▶ **Exercise directions**:
Restate the listing below word for word, omitting any images.

····················

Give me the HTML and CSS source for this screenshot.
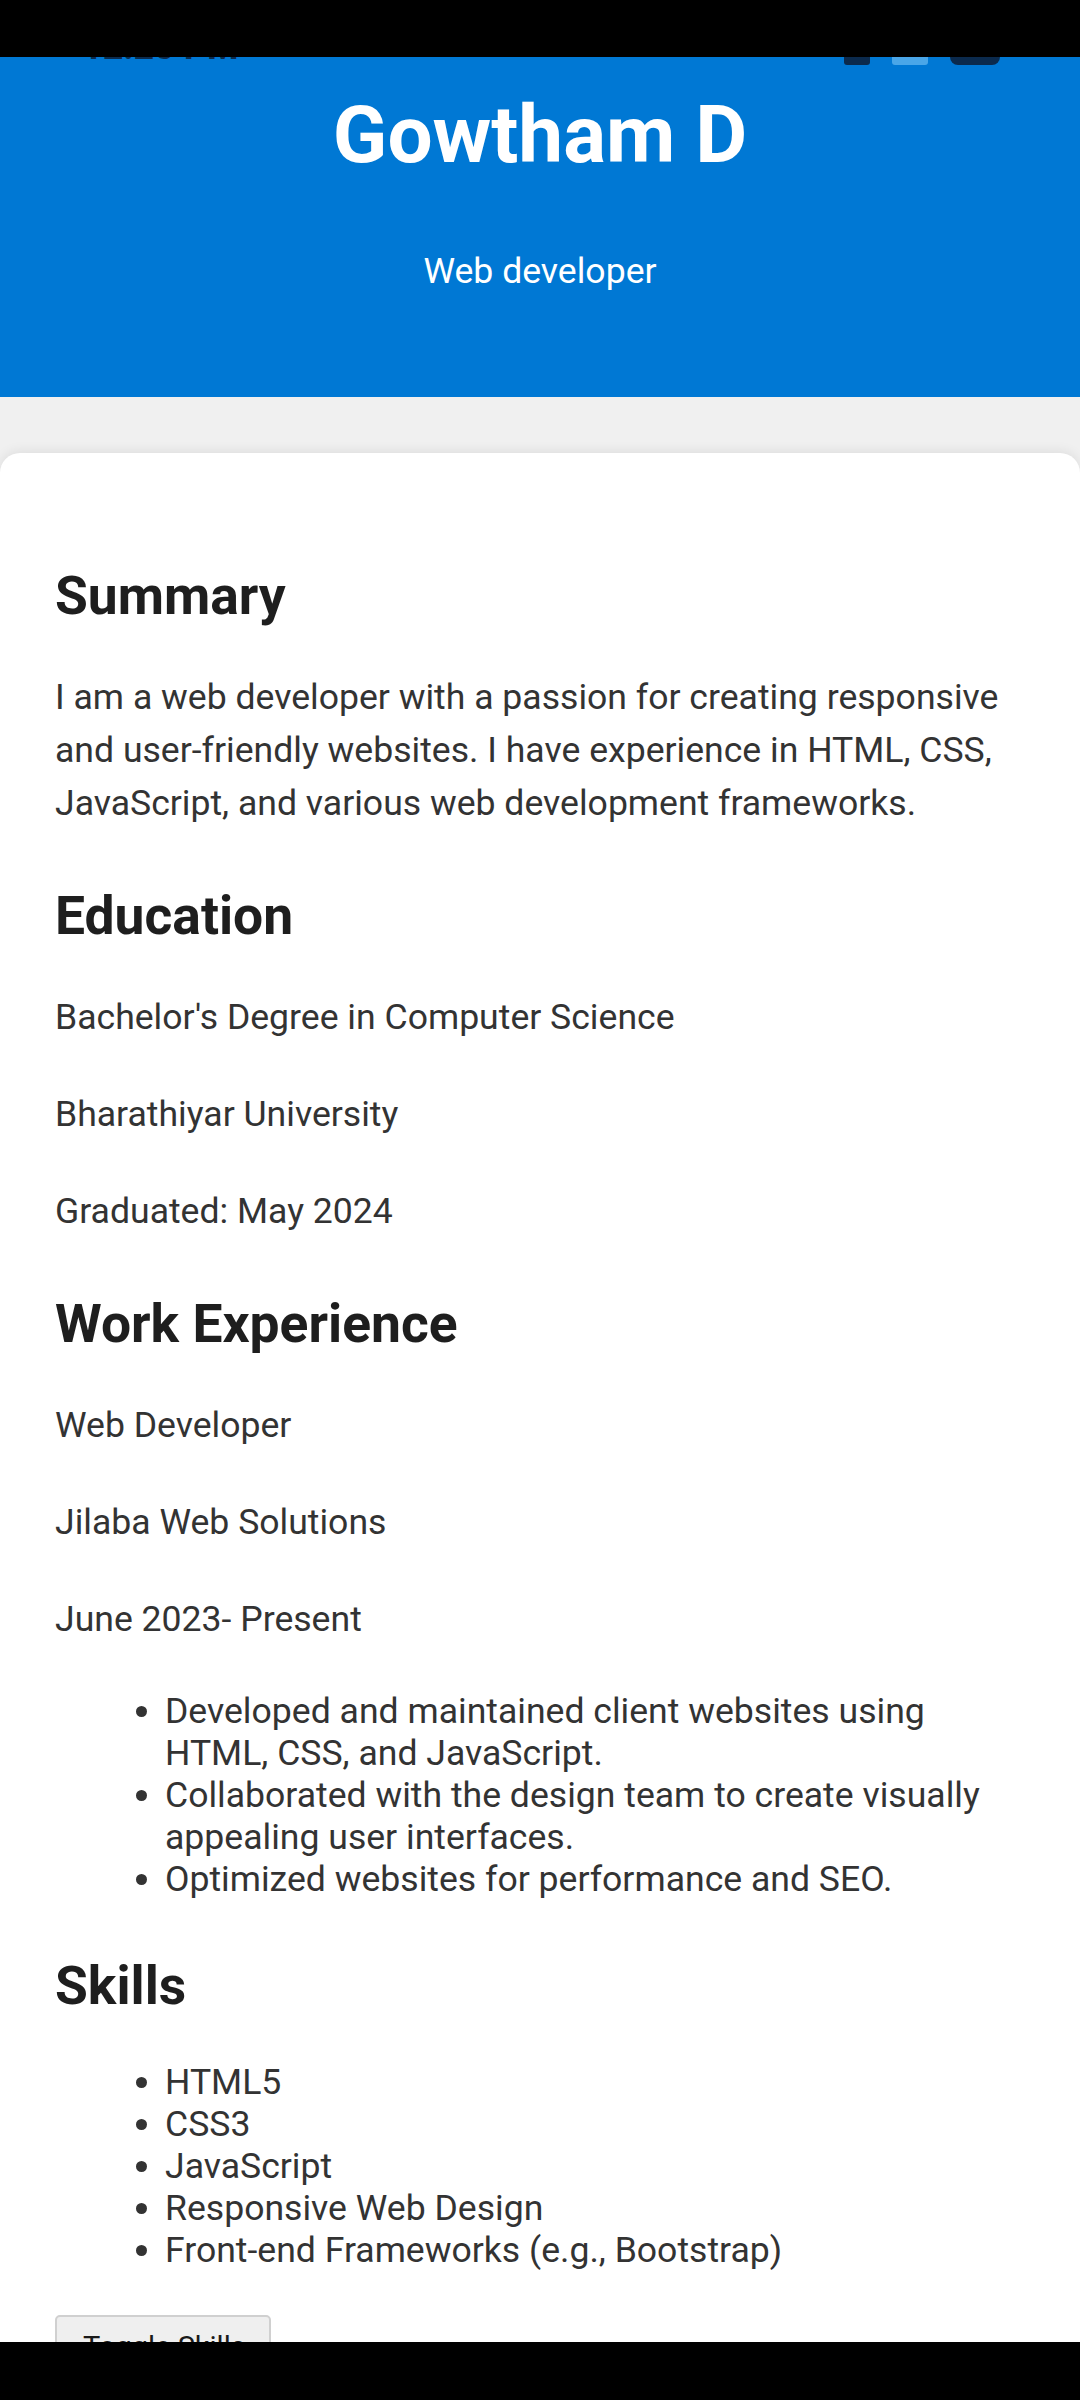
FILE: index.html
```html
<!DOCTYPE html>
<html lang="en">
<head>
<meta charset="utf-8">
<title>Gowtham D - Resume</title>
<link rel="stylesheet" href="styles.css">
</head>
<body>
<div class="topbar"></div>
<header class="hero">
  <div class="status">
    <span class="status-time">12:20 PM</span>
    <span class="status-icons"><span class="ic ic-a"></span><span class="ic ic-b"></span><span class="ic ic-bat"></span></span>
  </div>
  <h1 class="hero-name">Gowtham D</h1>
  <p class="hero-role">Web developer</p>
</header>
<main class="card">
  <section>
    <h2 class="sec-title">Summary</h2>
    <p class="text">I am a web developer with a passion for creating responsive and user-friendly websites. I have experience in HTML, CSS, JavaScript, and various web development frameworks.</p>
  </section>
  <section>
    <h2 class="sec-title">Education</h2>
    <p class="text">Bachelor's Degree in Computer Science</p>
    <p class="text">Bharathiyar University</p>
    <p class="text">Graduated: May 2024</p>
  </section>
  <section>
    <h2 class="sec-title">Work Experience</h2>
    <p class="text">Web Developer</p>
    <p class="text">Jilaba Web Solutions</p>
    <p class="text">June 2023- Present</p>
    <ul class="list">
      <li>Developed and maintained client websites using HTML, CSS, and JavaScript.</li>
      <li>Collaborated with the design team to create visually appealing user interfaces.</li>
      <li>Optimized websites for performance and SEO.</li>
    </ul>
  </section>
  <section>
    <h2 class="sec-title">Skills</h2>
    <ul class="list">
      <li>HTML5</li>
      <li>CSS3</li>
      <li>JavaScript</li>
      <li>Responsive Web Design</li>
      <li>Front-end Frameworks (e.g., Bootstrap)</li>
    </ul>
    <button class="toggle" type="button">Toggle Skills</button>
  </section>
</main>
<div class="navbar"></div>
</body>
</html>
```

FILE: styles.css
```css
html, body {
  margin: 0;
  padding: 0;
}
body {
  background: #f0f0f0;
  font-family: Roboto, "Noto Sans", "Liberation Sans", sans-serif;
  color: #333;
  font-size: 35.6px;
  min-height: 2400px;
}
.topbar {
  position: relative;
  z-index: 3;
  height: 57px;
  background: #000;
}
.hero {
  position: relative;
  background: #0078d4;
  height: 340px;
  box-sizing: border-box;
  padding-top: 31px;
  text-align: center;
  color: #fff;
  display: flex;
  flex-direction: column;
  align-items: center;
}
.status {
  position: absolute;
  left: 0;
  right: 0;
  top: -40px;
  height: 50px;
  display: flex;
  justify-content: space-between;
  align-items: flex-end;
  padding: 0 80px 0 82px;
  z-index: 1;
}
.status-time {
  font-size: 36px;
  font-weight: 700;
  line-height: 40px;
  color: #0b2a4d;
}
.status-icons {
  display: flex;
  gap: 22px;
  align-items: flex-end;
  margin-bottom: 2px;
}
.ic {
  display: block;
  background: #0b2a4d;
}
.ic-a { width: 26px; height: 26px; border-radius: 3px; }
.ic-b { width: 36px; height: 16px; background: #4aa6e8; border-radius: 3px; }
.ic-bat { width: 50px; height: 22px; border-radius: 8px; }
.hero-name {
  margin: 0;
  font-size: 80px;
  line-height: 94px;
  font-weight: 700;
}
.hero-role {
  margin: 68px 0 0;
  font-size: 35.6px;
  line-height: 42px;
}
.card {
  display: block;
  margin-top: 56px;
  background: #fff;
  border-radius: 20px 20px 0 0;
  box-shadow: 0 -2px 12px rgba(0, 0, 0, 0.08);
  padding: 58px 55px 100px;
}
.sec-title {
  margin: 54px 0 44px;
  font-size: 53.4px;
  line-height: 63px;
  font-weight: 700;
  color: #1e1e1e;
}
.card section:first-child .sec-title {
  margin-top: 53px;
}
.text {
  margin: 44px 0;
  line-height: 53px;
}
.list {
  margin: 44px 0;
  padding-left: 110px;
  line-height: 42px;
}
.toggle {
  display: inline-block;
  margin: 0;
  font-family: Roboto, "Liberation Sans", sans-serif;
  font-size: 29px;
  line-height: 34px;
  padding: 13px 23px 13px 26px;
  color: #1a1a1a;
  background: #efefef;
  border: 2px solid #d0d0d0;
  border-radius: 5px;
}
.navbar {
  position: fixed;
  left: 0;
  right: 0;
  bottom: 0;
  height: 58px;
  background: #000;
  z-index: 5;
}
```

····················

▶ **Full answer**:
Give me the HTML and CSS source for this screenshot.
FILE: index.html
```html
<!DOCTYPE html>
<html lang="en">
<head>
<meta charset="utf-8">
<title>Gowtham D - Resume</title>
<link rel="stylesheet" href="styles.css">
</head>
<body>
<div class="topbar"></div>
<header class="hero">
  <div class="status">
    <span class="status-time">12:20 PM</span>
    <span class="status-icons"><span class="ic ic-a"></span><span class="ic ic-b"></span><span class="ic ic-bat"></span></span>
  </div>
  <h1 class="hero-name">Gowtham D</h1>
  <p class="hero-role">Web developer</p>
</header>
<main class="card">
  <section>
    <h2 class="sec-title">Summary</h2>
    <p class="text">I am a web developer with a passion for creating responsive and user-friendly websites. I have experience in HTML, CSS, JavaScript, and various web development frameworks.</p>
  </section>
  <section>
    <h2 class="sec-title">Education</h2>
    <p class="text">Bachelor's Degree in Computer Science</p>
    <p class="text">Bharathiyar University</p>
    <p class="text">Graduated: May 2024</p>
  </section>
  <section>
    <h2 class="sec-title">Work Experience</h2>
    <p class="text">Web Developer</p>
    <p class="text">Jilaba Web Solutions</p>
    <p class="text">June 2023- Present</p>
    <ul class="list">
      <li>Developed and maintained client websites using HTML, CSS, and JavaScript.</li>
      <li>Collaborated with the design team to create visually appealing user interfaces.</li>
      <li>Optimized websites for performance and SEO.</li>
    </ul>
  </section>
  <section>
    <h2 class="sec-title">Skills</h2>
    <ul class="list">
      <li>HTML5</li>
      <li>CSS3</li>
      <li>JavaScript</li>
      <li>Responsive Web Design</li>
      <li>Front-end Frameworks (e.g., Bootstrap)</li>
    </ul>
    <button class="toggle" type="button">Toggle Skills</button>
  </section>
</main>
<div class="navbar"></div>
</body>
</html>
```

FILE: styles.css
```css
html, body {
  margin: 0;
  padding: 0;
}
body {
  background: #f0f0f0;
  font-family: Roboto, "Noto Sans", "Liberation Sans", sans-serif;
  color: #333;
  font-size: 35.6px;
  min-height: 2400px;
}
.topbar {
  position: relative;
  z-index: 3;
  height: 57px;
  background: #000;
}
.hero {
  position: relative;
  background: #0078d4;
  height: 340px;
  box-sizing: border-box;
  padding-top: 31px;
  text-align: center;
  color: #fff;
  display: flex;
  flex-direction: column;
  align-items: center;
}
.status {
  position: absolute;
  left: 0;
  right: 0;
  top: -40px;
  height: 50px;
  display: flex;
  justify-content: space-between;
  align-items: flex-end;
  padding: 0 80px 0 82px;
  z-index: 1;
}
.status-time {
  font-size: 36px;
  font-weight: 700;
  line-height: 40px;
  color: #0b2a4d;
}
.status-icons {
  display: flex;
  gap: 22px;
  align-items: flex-end;
  margin-bottom: 2px;
}
.ic {
  display: block;
  background: #0b2a4d;
}
.ic-a { width: 26px; height: 26px; border-radius: 3px; }
.ic-b { width: 36px; height: 16px; background: #4aa6e8; border-radius: 3px; }
.ic-bat { width: 50px; height: 22px; border-radius: 8px; }
.hero-name {
  margin: 0;
  font-size: 80px;
  line-height: 94px;
  font-weight: 700;
}
.hero-role {
  margin: 68px 0 0;
  font-size: 35.6px;
  line-height: 42px;
}
.card {
  display: block;
  margin-top: 56px;
  background: #fff;
  border-radius: 20px 20px 0 0;
  box-shadow: 0 -2px 12px rgba(0, 0, 0, 0.08);
  padding: 58px 55px 100px;
}
.sec-title {
  margin: 54px 0 44px;
  font-size: 53.4px;
  line-height: 63px;
  font-weight: 700;
  color: #1e1e1e;
}
.card section:first-child .sec-title {
  margin-top: 53px;
}
.text {
  margin: 44px 0;
  line-height: 53px;
}
.list {
  margin: 44px 0;
  padding-left: 110px;
  line-height: 42px;
}
.toggle {
  display: inline-block;
  margin: 0;
  font-family: Roboto, "Liberation Sans", sans-serif;
  font-size: 29px;
  line-height: 34px;
  padding: 13px 23px 13px 26px;
  color: #1a1a1a;
  background: #efefef;
  border: 2px solid #d0d0d0;
  border-radius: 5px;
}
.navbar {
  position: fixed;
  left: 0;
  right: 0;
  bottom: 0;
  height: 58px;
  background: #000;
  z-index: 5;
}
```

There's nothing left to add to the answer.